### Exercise objective
Return nothing but the lines from the one with "Emit a component" through the one with "for (let i = 0;" in the data below, word for word and without pictures.

Web page code records
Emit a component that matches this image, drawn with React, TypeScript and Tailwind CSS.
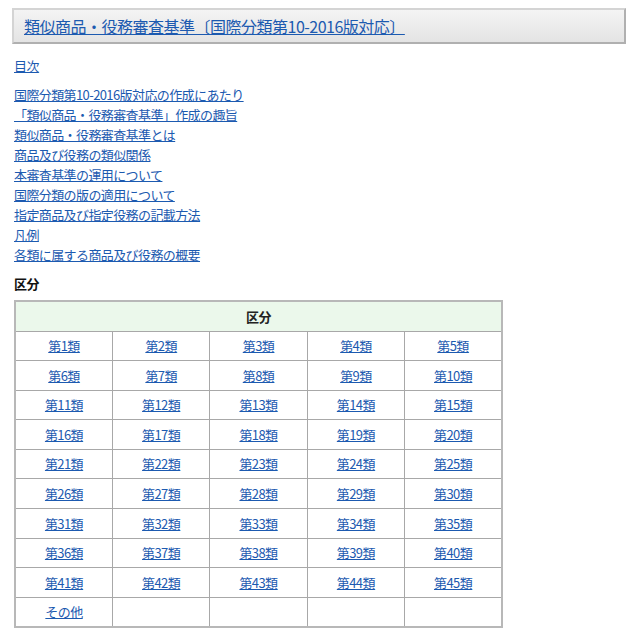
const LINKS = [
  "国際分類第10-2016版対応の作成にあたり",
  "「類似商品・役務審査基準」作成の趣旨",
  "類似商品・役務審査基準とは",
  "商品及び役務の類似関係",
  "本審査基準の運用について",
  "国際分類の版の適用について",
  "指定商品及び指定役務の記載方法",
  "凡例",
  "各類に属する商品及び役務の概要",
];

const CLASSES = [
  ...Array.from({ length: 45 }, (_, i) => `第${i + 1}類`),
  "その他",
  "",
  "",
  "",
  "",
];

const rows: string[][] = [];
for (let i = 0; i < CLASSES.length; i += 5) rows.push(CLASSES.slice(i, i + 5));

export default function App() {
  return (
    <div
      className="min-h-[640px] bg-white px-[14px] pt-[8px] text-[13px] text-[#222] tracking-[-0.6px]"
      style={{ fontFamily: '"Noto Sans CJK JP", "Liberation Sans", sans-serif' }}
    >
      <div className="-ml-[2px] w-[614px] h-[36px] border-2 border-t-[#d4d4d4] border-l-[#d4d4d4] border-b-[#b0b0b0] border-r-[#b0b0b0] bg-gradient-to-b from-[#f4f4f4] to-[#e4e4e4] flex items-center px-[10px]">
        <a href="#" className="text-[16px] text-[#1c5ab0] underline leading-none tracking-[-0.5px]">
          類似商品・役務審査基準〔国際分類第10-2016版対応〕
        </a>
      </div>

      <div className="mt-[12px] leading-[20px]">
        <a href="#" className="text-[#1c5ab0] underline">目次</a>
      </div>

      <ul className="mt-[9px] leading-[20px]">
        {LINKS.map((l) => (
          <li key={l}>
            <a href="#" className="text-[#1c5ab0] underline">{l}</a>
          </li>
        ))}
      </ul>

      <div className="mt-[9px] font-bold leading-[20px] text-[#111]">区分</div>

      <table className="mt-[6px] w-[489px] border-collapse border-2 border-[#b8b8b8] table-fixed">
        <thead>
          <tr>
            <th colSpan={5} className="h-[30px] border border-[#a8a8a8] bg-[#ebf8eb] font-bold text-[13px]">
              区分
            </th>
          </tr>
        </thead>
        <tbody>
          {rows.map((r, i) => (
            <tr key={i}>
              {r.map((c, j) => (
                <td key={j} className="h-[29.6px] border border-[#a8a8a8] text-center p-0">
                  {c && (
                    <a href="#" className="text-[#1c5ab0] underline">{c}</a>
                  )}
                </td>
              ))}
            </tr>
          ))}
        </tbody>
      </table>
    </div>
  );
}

...

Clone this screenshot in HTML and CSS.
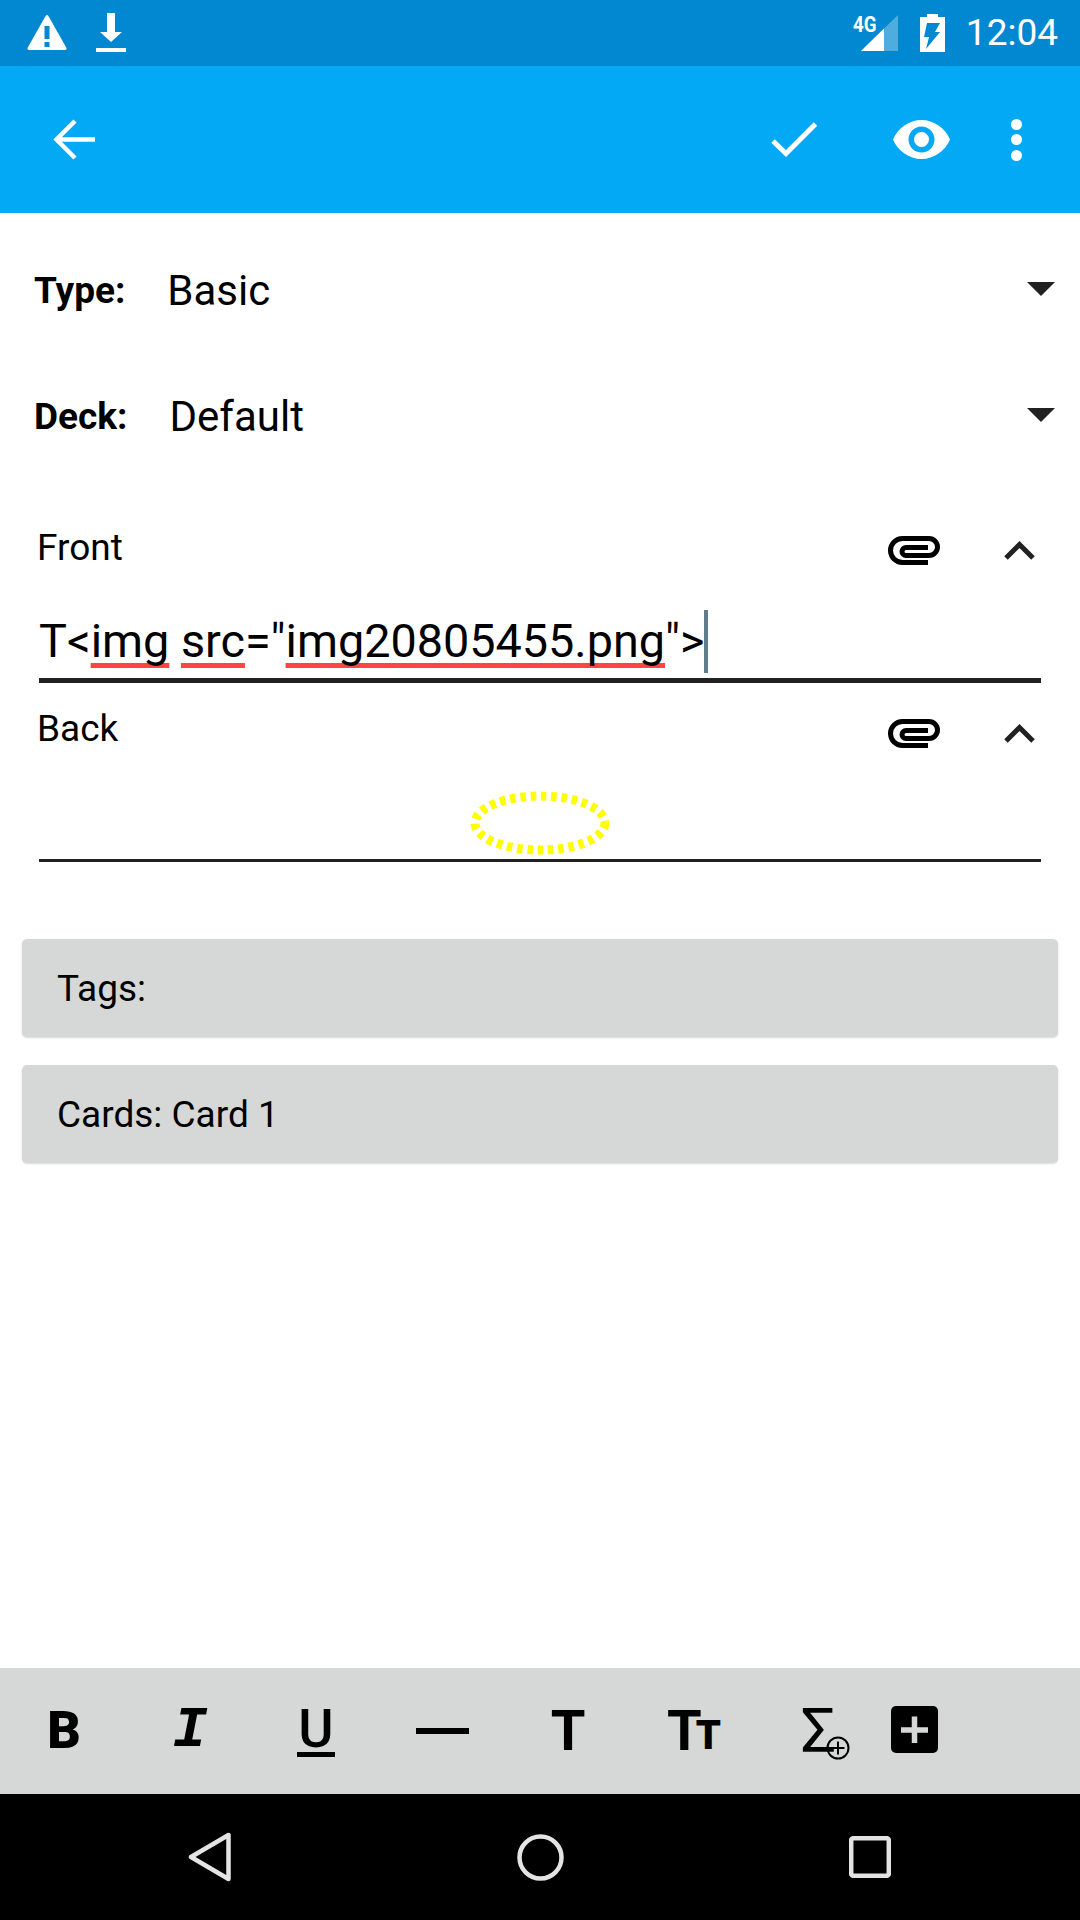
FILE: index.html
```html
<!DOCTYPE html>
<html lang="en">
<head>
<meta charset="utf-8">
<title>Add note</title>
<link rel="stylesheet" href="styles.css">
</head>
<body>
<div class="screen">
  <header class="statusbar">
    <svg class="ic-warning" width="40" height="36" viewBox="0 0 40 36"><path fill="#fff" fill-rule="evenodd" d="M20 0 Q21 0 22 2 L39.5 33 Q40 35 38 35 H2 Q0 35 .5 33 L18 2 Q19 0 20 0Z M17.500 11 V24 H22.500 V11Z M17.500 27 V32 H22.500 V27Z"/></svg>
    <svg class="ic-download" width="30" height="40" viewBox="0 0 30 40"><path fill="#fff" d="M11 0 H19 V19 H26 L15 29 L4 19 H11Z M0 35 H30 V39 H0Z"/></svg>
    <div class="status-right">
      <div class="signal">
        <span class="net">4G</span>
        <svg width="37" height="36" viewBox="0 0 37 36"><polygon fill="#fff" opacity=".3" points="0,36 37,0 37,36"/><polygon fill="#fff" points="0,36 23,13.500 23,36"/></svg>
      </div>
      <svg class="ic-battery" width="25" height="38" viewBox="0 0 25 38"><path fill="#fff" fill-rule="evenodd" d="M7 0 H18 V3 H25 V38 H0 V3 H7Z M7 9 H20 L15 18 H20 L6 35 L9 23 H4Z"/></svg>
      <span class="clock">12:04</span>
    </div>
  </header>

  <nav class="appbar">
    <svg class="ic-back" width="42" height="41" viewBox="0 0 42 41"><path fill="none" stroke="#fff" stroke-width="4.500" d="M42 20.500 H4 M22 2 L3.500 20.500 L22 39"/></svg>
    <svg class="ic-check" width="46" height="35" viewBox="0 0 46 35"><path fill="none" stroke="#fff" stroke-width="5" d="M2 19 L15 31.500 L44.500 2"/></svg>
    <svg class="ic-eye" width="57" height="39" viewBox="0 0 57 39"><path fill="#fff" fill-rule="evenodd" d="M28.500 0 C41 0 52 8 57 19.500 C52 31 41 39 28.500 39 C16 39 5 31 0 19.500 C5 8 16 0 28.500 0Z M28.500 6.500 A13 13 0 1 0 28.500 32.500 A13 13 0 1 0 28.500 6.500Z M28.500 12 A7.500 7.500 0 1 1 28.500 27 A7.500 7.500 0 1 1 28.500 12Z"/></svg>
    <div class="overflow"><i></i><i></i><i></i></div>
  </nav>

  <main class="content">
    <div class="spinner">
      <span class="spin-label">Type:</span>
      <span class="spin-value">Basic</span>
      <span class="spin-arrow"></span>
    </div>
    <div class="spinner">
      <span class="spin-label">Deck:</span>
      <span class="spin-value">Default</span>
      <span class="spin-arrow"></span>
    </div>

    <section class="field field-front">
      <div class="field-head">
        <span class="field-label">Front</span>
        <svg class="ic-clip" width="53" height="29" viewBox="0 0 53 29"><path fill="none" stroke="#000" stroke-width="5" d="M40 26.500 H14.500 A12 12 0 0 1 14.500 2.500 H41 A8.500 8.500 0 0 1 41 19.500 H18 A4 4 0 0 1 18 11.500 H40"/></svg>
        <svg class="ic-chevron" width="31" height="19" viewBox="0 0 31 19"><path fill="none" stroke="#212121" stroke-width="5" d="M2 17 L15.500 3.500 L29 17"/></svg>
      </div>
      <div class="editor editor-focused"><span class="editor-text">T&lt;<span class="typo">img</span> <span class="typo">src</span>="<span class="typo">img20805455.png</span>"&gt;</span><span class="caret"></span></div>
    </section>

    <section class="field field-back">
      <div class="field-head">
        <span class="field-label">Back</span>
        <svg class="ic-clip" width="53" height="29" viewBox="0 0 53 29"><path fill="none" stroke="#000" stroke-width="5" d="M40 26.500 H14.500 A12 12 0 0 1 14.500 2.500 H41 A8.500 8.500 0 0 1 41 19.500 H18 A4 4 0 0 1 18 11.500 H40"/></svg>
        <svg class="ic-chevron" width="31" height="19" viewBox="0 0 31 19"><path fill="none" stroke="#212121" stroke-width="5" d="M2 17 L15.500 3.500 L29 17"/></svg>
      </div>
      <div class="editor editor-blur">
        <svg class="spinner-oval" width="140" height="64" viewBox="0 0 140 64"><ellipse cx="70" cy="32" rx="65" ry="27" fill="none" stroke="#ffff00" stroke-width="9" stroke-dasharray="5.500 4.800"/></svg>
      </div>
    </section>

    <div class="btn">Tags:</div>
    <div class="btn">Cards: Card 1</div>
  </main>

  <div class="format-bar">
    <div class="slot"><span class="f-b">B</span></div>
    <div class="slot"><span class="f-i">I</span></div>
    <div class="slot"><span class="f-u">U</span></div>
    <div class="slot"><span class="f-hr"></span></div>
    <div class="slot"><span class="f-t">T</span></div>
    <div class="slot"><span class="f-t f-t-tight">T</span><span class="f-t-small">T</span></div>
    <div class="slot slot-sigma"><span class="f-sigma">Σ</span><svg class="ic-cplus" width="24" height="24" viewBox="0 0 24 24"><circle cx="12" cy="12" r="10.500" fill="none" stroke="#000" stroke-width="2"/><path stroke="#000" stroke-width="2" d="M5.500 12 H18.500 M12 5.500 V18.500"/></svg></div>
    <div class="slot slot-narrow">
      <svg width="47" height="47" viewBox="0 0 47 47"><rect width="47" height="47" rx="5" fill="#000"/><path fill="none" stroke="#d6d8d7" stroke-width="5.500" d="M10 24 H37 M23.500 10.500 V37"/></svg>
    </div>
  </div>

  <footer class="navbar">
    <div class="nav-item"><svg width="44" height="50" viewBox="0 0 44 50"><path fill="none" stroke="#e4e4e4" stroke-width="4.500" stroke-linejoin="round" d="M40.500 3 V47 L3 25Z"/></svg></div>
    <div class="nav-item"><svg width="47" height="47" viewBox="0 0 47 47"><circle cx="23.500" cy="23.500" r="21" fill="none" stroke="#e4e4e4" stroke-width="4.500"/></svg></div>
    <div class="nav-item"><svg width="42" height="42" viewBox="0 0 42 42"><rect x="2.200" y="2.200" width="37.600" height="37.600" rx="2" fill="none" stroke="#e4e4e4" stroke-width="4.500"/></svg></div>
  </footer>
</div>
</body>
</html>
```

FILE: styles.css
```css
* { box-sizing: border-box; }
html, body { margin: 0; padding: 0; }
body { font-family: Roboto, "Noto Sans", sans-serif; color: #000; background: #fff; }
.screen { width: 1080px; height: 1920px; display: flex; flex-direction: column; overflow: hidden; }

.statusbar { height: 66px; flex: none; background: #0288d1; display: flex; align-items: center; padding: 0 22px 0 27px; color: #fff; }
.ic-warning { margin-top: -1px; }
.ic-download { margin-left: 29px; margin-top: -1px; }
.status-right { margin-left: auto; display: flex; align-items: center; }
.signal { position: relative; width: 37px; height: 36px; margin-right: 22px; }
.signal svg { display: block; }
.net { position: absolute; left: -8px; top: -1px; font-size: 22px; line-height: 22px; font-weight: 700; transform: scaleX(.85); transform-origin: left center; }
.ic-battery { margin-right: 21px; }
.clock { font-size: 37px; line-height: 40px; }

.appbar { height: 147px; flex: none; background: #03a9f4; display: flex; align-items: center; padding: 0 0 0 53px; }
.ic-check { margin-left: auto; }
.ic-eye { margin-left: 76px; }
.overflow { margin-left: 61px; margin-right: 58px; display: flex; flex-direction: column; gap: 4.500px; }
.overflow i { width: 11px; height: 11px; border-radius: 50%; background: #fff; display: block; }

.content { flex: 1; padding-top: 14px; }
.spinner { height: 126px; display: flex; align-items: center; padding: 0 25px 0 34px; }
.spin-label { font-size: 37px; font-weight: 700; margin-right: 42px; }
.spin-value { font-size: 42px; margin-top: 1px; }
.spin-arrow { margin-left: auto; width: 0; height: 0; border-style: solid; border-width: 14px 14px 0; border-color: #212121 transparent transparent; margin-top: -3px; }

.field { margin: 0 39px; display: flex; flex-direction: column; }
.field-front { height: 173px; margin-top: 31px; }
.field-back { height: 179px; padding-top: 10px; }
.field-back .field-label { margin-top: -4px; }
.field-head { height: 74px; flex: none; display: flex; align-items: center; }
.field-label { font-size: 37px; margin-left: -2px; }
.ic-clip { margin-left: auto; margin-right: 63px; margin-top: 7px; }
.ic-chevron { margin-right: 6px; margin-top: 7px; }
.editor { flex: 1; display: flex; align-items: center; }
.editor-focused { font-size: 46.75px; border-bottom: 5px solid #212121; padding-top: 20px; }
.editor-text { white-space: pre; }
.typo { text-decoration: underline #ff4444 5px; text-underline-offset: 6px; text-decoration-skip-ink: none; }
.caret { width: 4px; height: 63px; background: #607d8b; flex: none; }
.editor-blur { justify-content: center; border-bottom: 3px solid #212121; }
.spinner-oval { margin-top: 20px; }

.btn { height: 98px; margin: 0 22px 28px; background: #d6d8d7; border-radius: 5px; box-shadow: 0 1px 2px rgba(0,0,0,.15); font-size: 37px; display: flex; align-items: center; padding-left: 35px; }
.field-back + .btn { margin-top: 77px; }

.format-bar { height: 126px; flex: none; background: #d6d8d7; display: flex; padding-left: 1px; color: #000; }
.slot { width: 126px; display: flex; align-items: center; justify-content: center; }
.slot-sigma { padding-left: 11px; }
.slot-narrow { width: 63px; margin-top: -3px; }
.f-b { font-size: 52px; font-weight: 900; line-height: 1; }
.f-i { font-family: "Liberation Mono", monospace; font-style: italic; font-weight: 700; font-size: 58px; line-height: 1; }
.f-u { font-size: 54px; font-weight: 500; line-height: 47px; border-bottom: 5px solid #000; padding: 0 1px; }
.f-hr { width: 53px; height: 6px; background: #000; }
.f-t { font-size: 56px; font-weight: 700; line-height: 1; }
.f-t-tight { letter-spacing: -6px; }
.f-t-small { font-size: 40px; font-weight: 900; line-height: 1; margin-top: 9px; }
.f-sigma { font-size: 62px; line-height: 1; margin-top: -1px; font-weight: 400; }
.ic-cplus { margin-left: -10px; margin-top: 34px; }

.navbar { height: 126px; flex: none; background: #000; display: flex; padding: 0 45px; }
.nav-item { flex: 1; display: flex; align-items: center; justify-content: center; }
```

...

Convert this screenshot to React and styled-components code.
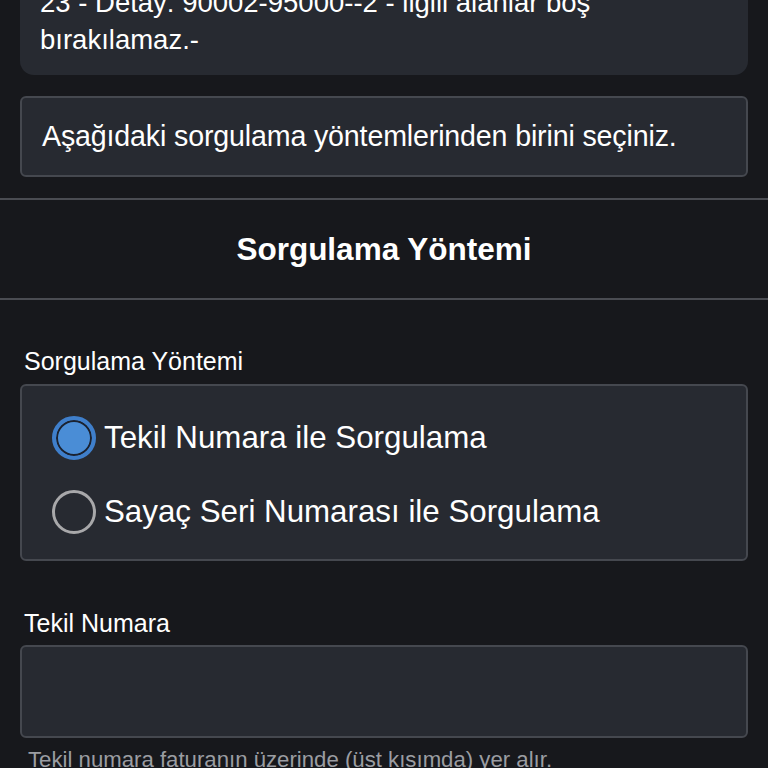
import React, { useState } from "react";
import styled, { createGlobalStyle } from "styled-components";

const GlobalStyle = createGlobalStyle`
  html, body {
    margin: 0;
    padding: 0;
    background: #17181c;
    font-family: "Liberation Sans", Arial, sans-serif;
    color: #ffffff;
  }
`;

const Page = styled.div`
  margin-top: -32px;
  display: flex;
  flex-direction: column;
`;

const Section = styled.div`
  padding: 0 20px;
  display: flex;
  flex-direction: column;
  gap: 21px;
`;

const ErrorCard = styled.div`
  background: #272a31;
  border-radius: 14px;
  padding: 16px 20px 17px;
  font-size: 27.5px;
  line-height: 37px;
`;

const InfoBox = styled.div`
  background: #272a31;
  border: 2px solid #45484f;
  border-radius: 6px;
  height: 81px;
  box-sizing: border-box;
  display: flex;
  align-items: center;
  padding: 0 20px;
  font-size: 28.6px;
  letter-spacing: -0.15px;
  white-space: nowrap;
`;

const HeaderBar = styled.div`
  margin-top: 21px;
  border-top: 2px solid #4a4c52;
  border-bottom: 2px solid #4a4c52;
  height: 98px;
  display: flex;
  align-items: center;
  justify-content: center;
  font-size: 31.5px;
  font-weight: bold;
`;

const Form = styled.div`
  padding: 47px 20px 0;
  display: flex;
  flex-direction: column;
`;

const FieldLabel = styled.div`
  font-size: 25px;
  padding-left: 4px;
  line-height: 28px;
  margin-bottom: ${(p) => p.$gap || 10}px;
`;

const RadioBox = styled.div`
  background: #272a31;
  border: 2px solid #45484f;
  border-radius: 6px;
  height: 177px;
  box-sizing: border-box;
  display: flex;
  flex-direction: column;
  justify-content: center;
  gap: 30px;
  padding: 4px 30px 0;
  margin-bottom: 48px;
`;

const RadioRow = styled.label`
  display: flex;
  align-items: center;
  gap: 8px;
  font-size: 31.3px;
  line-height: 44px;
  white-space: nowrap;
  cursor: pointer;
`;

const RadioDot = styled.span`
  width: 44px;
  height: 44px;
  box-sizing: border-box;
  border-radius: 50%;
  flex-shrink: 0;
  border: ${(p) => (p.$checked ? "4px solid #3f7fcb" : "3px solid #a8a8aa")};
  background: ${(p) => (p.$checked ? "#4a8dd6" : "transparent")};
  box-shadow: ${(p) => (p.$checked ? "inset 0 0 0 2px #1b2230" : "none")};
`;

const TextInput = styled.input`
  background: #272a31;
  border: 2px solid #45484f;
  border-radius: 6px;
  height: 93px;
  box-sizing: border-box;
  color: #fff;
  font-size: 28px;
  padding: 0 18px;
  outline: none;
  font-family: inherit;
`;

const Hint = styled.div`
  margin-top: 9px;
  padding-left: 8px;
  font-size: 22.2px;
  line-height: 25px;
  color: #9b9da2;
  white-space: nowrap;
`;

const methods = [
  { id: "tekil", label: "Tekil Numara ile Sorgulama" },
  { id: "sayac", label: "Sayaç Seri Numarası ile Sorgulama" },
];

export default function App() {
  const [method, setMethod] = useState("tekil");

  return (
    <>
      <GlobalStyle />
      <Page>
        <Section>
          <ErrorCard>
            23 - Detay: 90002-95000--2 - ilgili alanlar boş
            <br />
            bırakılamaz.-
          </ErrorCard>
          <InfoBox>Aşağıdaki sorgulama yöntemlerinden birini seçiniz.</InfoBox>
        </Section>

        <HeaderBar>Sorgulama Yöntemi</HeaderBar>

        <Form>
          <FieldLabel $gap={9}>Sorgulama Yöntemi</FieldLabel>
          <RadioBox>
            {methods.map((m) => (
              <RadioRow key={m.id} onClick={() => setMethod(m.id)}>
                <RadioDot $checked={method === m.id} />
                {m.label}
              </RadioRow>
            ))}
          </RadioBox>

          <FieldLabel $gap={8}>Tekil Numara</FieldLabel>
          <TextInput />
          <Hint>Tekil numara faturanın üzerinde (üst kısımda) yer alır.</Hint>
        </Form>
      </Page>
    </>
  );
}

### The completed task
Emit a component that matches this image, drawn with React, TypeScript and Tailwind CSS.
const LINKS = [
  "国際分類第10-2016版対応の作成にあたり",
  "「類似商品・役務審査基準」作成の趣旨",
  "類似商品・役務審査基準とは",
  "商品及び役務の類似関係",
  "本審査基準の運用について",
  "国際分類の版の適用について",
  "指定商品及び指定役務の記載方法",
  "凡例",
  "各類に属する商品及び役務の概要",
];

const CLASSES = [
  ...Array.from({ length: 45 }, (_, i) => `第${i + 1}類`),
  "その他",
  "",
  "",
  "",
  "",
];

const rows: string[][] = [];
for (let i = 0; i < CLASSES.length; i += 5) rows.push(CLASSES.slice(i, i + 5));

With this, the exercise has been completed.